It has been her physical assets -- her gorgeous face, soulfully sweet blue eyes, and tight body -- that have, so far, brought Mia the most renown. Photo spreads and interviews in Razor, Maxim, Gear, FHM, and Stuff in the past five years have put her on (or at least close to) the tips of guys' tongues.
And the fact that many of her roles have been sexual in nature -- even if they're often unconventional or twisted -- helps get our minds moving in the right direction.
If it can be considered an accomplishment, Kirshner might soon become the next "Most Downloaded Woman on the Internet" -- well, at least she deserves to be. Despite all her exposure though, she's still not exactly a household name. But her magazine spreads have revealed Mia as every bit the vision she has incarnated time and again since her breakout role nearly 10 years ago as a teen stripper in Exotica.
And men across the continent picked their jaws up off the cinema floor during her red-hot appearance in 2001's Not Another Teen Movie, in which she played a schoolgirl with bisexual tendencies (spoofing Sarah Michelle Gellar's role in Cruel Intentions).
Kirshner has made a career of playing opportunistic temptresses, as in Cadillac Girls, Saturn and Century Hotel. And her sex appeal has only been enhanced by the dubious sexuality of many of her characters. She played bisexual naughty girls in New Best Friend (2002) and several episodes of TV's 24, and will be seduced to the lesbian side in the new Showtime drama, The L Word, debuting in January 2004.
She has worked with many greats of the movie industry, and with her talent and beauty, she could jump to the A-list if she chooses more commercial projects.
Born in Toronto on January 25, 1976, Mia Kirshner was raised in Canada's largest city by her Bulgarian-born mother, Etti, an English teacher, and her German-born father, Sheldon, a journalist for The Canadian Jewish News. Her initial interest in following in her father's line of work was redirected toward acting after watching Vivien Leigh as Scarlett O'Hara in Gone with the Wind.
Kirshner's first onscreen appearance came as an extra in The Freshman (1990), starring Matthew Broderick and Marlon Brando, an experience that she found quite grueling.
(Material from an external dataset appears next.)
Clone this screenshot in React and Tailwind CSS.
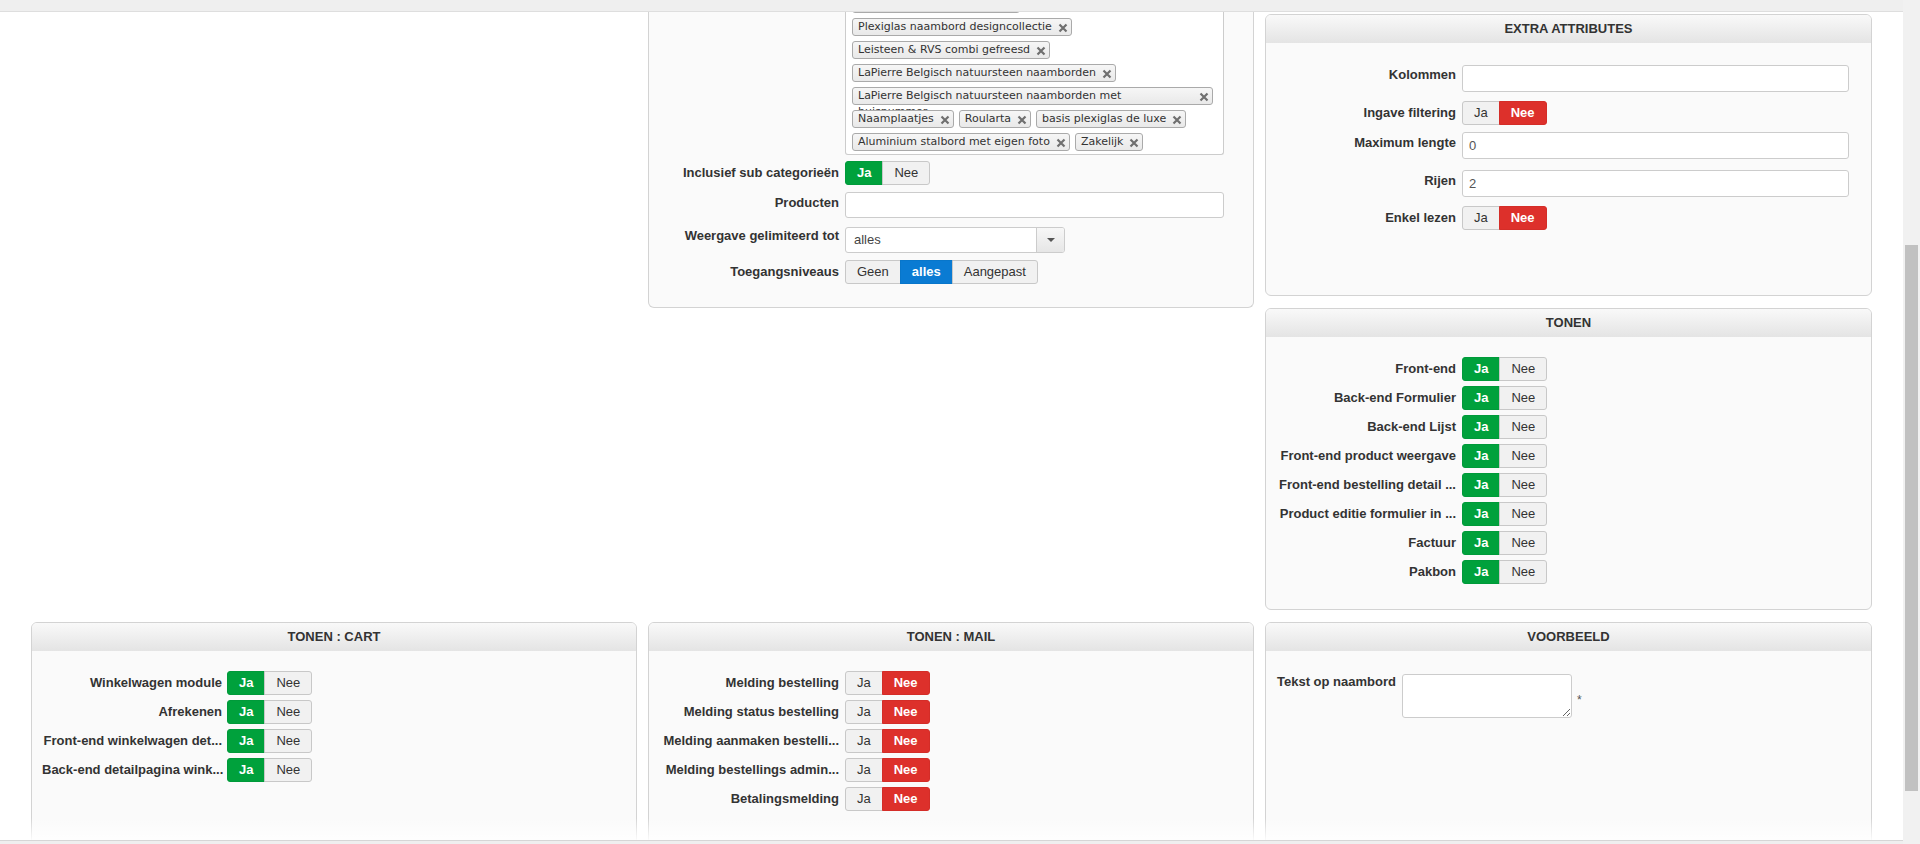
import clsx from "clsx";

const ACTIVE = {
  green: "border-[#009a3a] bg-[#00a13c] font-bold text-white",
  red: "border-[#d42d28] bg-[#dd302b] font-bold text-white",
  blue: "border-[#0876ca] bg-[#0a7bd3] font-bold text-white",
};

const categories = [
  "Plexiglas naambord designcollectie",
  "Leisteen & RVS combi gefreesd",
  "LaPierre Belgisch natuursteen naamborden",
  "LaPierre Belgisch natuursteen naamborden met huisnummer",
  "Naamplaatjes",
  "Roularta",
  "basis plexiglas de luxe",
  "Aluminium stalbord met eigen foto",
  "Zakelijk",
];

const tonen = [
  "Front-end",
  "Back-end Formulier",
  "Back-end Lijst",
  "Front-end product weergave",
  "Front-end bestelling detail ...",
  "Product editie formulier in ...",
  "Factuur",
  "Pakbon",
];

const cart = [
  "Winkelwagen module",
  "Afrekenen",
  "Front-end winkelwagen det...",
  "Back-end detailpagina wink...",
];

const mail = [
  "Melding bestelling",
  "Melding status bestelling",
  "Melding aanmaken bestelli...",
  "Melding bestellings admin...",
  "Betalingsmelding",
];

function Toggle({ options = ["Ja", "Nee"], value, tone }) {
  return (
    <div className="flex h-[24px] shrink-0">
      {options.map((opt, i) => (
        <span
          key={opt}
          className={clsx(
            "flex items-center justify-center border px-[11px] text-[13px] leading-[16px]",
            i === 0 && "rounded-l-[3px]",
            i === options.length - 1 && "rounded-r-[3px]",
            i > 0 && "-ml-px",
            opt === value ? ACTIVE[tone] : "border-[#c8c8c8] bg-[#f1f1f1] text-[#333]"
          )}
        >
          {opt}
        </span>
      ))}
    </div>
  );
}

function TextInput({ value = "", className }) {
  return (
    <input
      readOnly
      defaultValue={value}
      className={clsx(
        "rounded-[3px] border border-[#ccc] bg-white px-[6px] text-[13px] text-[#555] outline-none",
        className
      )}
    />
  );
}

function Field({ label, pad = "pt-[4px]", gap = "gap-[6px]", className, children }) {
  return (
    <div className={clsx("flex items-start", gap, className)}>
      <div
        className={clsx(
          "w-[180px] shrink-0 whitespace-nowrap text-right text-[13px] font-bold leading-[16px] text-[#333]",
          pad
        )}
      >
        {label}
      </div>
      {children}
    </div>
  );
}

function Panel({ title, className, bodyClass, children }) {
  return (
    <div
      className={clsx(
        "flex flex-col overflow-hidden rounded-[6px] border border-[#d3d3d3] bg-[#fafafa]",
        className
      )}
    >
      <div className="flex h-[28px] shrink-0 items-center justify-center bg-linear-to-b from-[#f9f9f9] to-[#e4e4e4] text-[13px] font-bold uppercase text-[#333]">
        {title}
      </div>
      <div className={bodyClass}>{children}</div>
    </div>
  );
}

function Cross() {
  return (
    <svg width="10" height="10" viewBox="0 0 10 10" className="absolute right-[3px] top-[4px]">
      <path d="M1.5 1.5 L8.5 8.5 M8.5 1.5 L1.5 8.5" stroke="#6f6f6f" strokeWidth="2.2" />
    </svg>
  );
}

function Chip({ text, className }) {
  return (
    <div
      className={clsx(
        "relative h-[18px] shrink-0 rounded-[3px] border border-[#aaa] bg-linear-to-b from-[#f6f6f6] to-[#e9e9e9] pl-[5px] pr-[19px] text-[11px] leading-[16px] text-[#333]",
        className
      )}
    >
      {text && <span>{text}</span>}
      <Cross />
    </div>
  );
}

function ToggleList({ items, value, tone, gap }) {
  return (
    <div className="flex flex-col gap-[5px]">
      {items.map((label) => (
        <Field key={label} label={label} gap={gap}>
          <Toggle value={value} tone={tone} />
        </Field>
      ))}
    </div>
  );
}

export default function App() {
  return (
    <div className="flex h-[844px] w-full overflow-hidden bg-white font-['Liberation_Sans',Arial,sans-serif]">
      <div className="flex min-w-0 flex-1 flex-col">
        {/* fixed toolbar strip */}
        <div className="h-[12px] shrink-0 border-b border-[#dedede] bg-[#efefef]" />

        <div className="relative min-h-0 flex-1 overflow-hidden">
          <div className="grid grid-cols-[606px_606px_607px] gap-x-[11px] pl-[31px]">
            <div />

            {/* categorieën / producten block, scrolled past its header */}
            <div className="self-start rounded-b-[6px] border border-t-0 border-[#d3d3d3] bg-[#fafafa] pb-[23px] pl-[10px]">
              <Field label="">
                <div className="w-[379px] rounded-b-[3px] border border-t-0 border-[#ccc] bg-white">
                  <div className="-mt-[17px] flex flex-wrap gap-[5px] pb-[3px] pl-[6px] font-['DejaVu_Sans',Verdana,sans-serif]">
                    {/* chip scrolled out of view above */}
                    <Chip className="w-[168px]" />
                    {categories.map((c) => (
                      <Chip
                        key={c}
                        text={c}
                        className={c.endsWith("huisnummer") ? "w-[361px]" : "whitespace-nowrap"}
                      />
                    ))}
                  </div>
                </div>
              </Field>

              <Field label="Inclusief sub categorieën" className="mt-[6px]">
                <Toggle value="Ja" tone="green" />
              </Field>

              <Field label="Producten" pad="pt-[3px]" className="mt-[7px]">
                <TextInput className="h-[26px] w-[379px]" />
              </Field>

              <Field label="Weergave gelimiteerd tot" pad="pt-[1px]" className="mt-[9px]">
                <div className="flex h-[26px] w-[220px] overflow-hidden rounded-[3px] border border-[#ccc] bg-white">
                  <div className="flex flex-1 items-center pl-[8px] text-[13px] text-[#444]">alles</div>
                  <div className="flex w-[28px] items-center justify-center border-l border-[#ccc] bg-linear-to-b from-[#f7f7f7] to-[#e6e6e6]">
                    <span className="border-x-[4px] border-t-[4px] border-x-transparent border-t-[#555]" />
                  </div>
                </div>
              </Field>

              <Field label="Toegangsniveaus" className="mt-[7px]">
                <Toggle options={["Geen", "alles", "Aangepast"]} value="alles" tone="blue" />
              </Field>
            </div>

            <div className="flex flex-col pt-[2px]">
              <Panel title="Extra attributes" className="h-[282px]" bodyClass="pl-[10px] pt-[22px]">
                <Field label="Kolommen" pad="pt-[2px]">
                  <TextInput className="h-[27px] w-[387px]" />
                </Field>
                <Field label="Ingave filtering" className="mt-[9px]">
                  <Toggle value="Nee" tone="red" />
                </Field>
                <Field label="Maximum lengte" pad="pt-[3px]" className="mt-[7px]">
                  <TextInput value="0" className="h-[27px] w-[387px]" />
                </Field>
                <Field label="Rijen" pad="pt-[3px]" className="mt-[11px]">
                  <TextInput value="2" className="h-[27px] w-[387px]" />
                </Field>
                <Field label="Enkel lezen" className="mt-[9px]">
                  <Toggle value="Nee" tone="red" />
                </Field>
              </Panel>

              <Panel title="Tonen" className="mt-[12px] h-[302px]" bodyClass="pl-[10px] pt-[20px]">
                <ToggleList items={tonen} value="Ja" tone="green" />
              </Panel>
            </div>
          </div>

          <div className="mt-[12px] grid grid-cols-[606px_606px_607px] gap-x-[11px] pl-[31px]">
            <Panel title="Tonen : cart" className="h-[260px]" bodyClass="pl-[10px] pt-[20px]">
              <ToggleList items={cart} value="Ja" tone="green" gap="gap-[5px]" />
            </Panel>

            <Panel title="Tonen : mail" className="h-[260px]" bodyClass="pl-[10px] pt-[20px]">
              <ToggleList items={mail} value="Nee" tone="red" />
            </Panel>

            <Panel title="Voorbeeld" className="h-[260px]" bodyClass="flex items-start pl-[11px] pt-[23px]">
              <div className="text-[13px] font-bold leading-[16px] text-[#333]">Tekst op naambord</div>
              <textarea
                readOnly
                className="ml-[6px] h-[44px] w-[170px] rounded-[3px] border border-[#ccc] bg-white outline-none"
              />
              <span className="ml-[5px] mt-[18px] text-[12px] leading-[16px] text-[#555]">*</span>
            </Panel>
          </div>

          {/* fade above the footer strip */}
          <div className="pointer-events-none absolute inset-x-0 bottom-0 h-[22px] bg-linear-to-b from-white/0 to-white/90" />
        </div>

        <div className="h-[4px] shrink-0 border-t border-[#d6d6d6] bg-[#efefef]" />
      </div>

      {/* page scrollbar */}
      <div className="w-[17px] shrink-0 bg-[#f1f1f1] px-[2px]">
        <div className="mt-[245px] h-[546px] bg-[#c1c1c1]" />
      </div>
    </div>
  );
}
Undeterred, she appeared that same year on the small screen for a full season of Dracula: The Series, and racked up several other Canadian and American television credits before segueing into film.
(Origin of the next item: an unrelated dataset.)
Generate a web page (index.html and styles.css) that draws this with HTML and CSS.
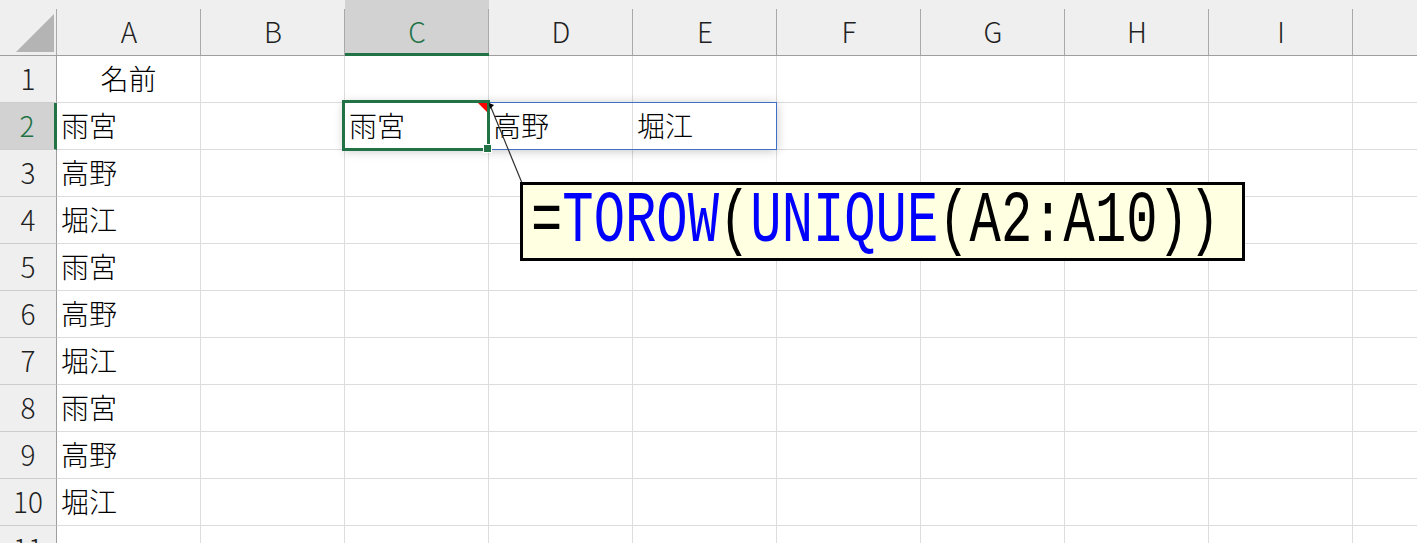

From the beginning, Kirshner's dark beauty led her toward roles ranging from disturbed to diabolically enticing. After portraying a rebellious teenager intent on seducing her mother's boyfriend in Cadillac Girls (1993), two provocative roles under Canadian directors established her reputation: the dominatrix in Denys Arcand's Love & Human Remains (1993), and the youthful stripper with a surprising past in Atom Egoyan's highly-lauded Exotica (1994).
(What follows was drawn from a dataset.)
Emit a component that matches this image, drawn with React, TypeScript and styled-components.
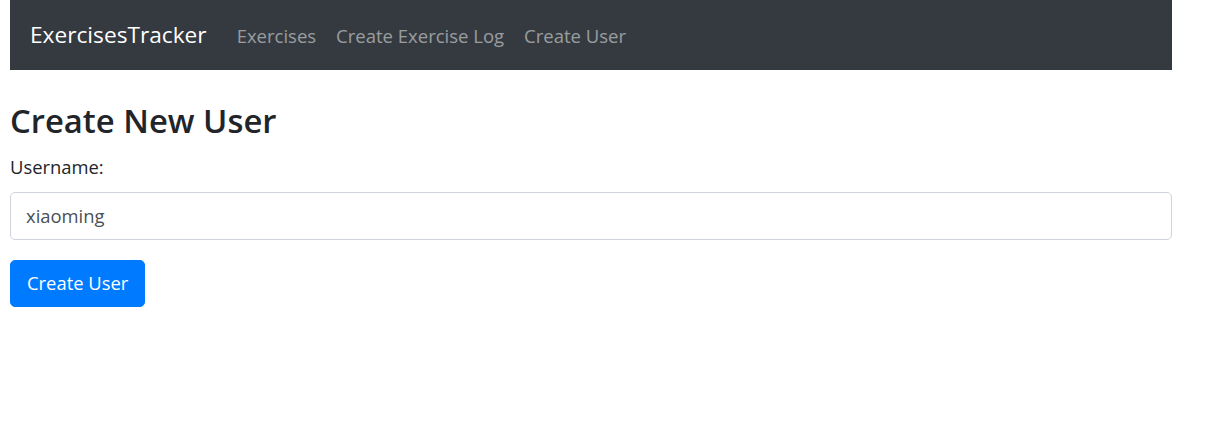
import React from 'react'
import styled, { createGlobalStyle } from 'styled-components'

const GlobalStyle = createGlobalStyle`
  body {
    margin: 0;
    padding: 0 10px;
    background: #fff;
    font-family: "Open Sans", "Noto Sans", sans-serif;
    font-size: 18.4px;
    line-height: 30px;
    color: #212529;
  }
  * { box-sizing: border-box; }
`

const Page = styled.div`
  width: 1162px;
`

const Navbar = styled.nav`
  display: flex;
  align-items: center;
  height: 70px;
  padding: 10px 20px;
  background-color: #343a40;
`

const Brand = styled.a`
  font-size: 22.7px;
  line-height: 37.5px;
  color: #fff;
  margin-right: 20px;
  text-decoration: none;
`

const NavList = styled.ul`
  display: flex;
  list-style: none;
  margin: 0;
  padding: 0;
`

const NavLink = styled.a`
  display: block;
  padding: 11px 10px 9px;
  font-size: 18.5px;
  color: rgba(255, 255, 255, 0.5);
  text-decoration: none;
`

const Heading = styled.h3`
  font-size: 32.8px;
  font-weight: 600;
  line-height: 42px;
  margin: 30px 0 10px;
`

const FormGroup = styled.div`
  margin-bottom: 20px;
`

const Label = styled.label`
  display: inline-block;
  margin-bottom: 10px;
`

const Input = styled.input`
  display: block;
  width: 100%;
  height: 47.5px;
  padding: 7.5px 15px;
  font-family: inherit;
  font-size: 18.4px;
  color: #495057;
  background: #fff;
  border: 1px solid #ced4da;
  border-radius: 5px;
  outline: none;
`

const Button = styled.button`
  display: inline-block;
  height: 47.5px;
  padding: 7.5px 16px;
  font-family: inherit;
  font-size: 18.4px;
  line-height: 30px;
  color: #fff;
  background-color: #007bff;
  border: 1px solid #007bff;
  border-radius: 5px;
  cursor: pointer;
`

export default function App() {
  const [username, setUsername] = React.useState<string>('xiaoming')

  return (
    <Page>
      <GlobalStyle />
      <Navbar>
        <Brand href='#'>ExercisesTracker</Brand>
        <NavList>
          <li><NavLink href='#'>Exercises</NavLink></li>
          <li><NavLink href='#'>Create Exercise Log</NavLink></li>
          <li><NavLink href='#'>Create User</NavLink></li>
        </NavList>
      </Navbar>
      <Heading>Create New User</Heading>
      <form onSubmit={(e) => { e.preventDefault() }}>
        <FormGroup>
          <Label>Username: </Label>
          <Input type='text' value={username} onChange={(e) => { setUsername(e.target.value) }} />
        </FormGroup>
        <FormGroup>
          <Button type='submit'>Create User</Button>
        </FormGroup>
      </form>
    </Page>
  )
}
Although her onscreen career was underway, she continued her education by attending Montreal's McGill University to study 19th Century Russian Literature with a minor in film. All the while, the modest actress kept her film career to herself and avoided answering questions about her future.
But the ravishing thespian's work in Exotica attracted the attention of American casting agents, who promptly got her supporting roles in Murder in the First and the Southern coming-of-age tale, The Grass Harp (both 1995). She subsequently won a lead role in The Crow: City of Angels (1996), in which she took advantage of her Goth looks to portray a tattoo artist sporting an angel-wing tattoo across her back that drove male viewers loco.
When Kirshner showed up for her Mad City audition in 1996, she was late, underdressed and unprepared to meet the movie's stars, Dustin Hoffman and John Travolta. She became nervous, stretching a hole in her jeans and talking incessantly, but unable to look anyone in the eye. Luckily, her shyness was a blessing: she was reading for the part of a nervous and eager TV reporter, and everyone in the room thought she was talking to them in character.
Since Mad City (1997), Kirshner has had the luxury of taking the time to pick and choose her projects. She continued to appear in both lead and supporting roles in such independent and/or small features as Saturn (1999), a drama that cast her as a hedonistic girlfriend, as well as Out of the Cold (1999), Cowboys and Angels (2000) and Century Hotel (2001). Keeping busy well into the new millennium, Kirshner appeared as a bomb-toting hijacker in the first season of the real-time television series 24, as well as Not Another Teen Movie (both 2001), a parody of the recent wave of high school-themed films and also starring Lacey Chabert and Jaime Pressly.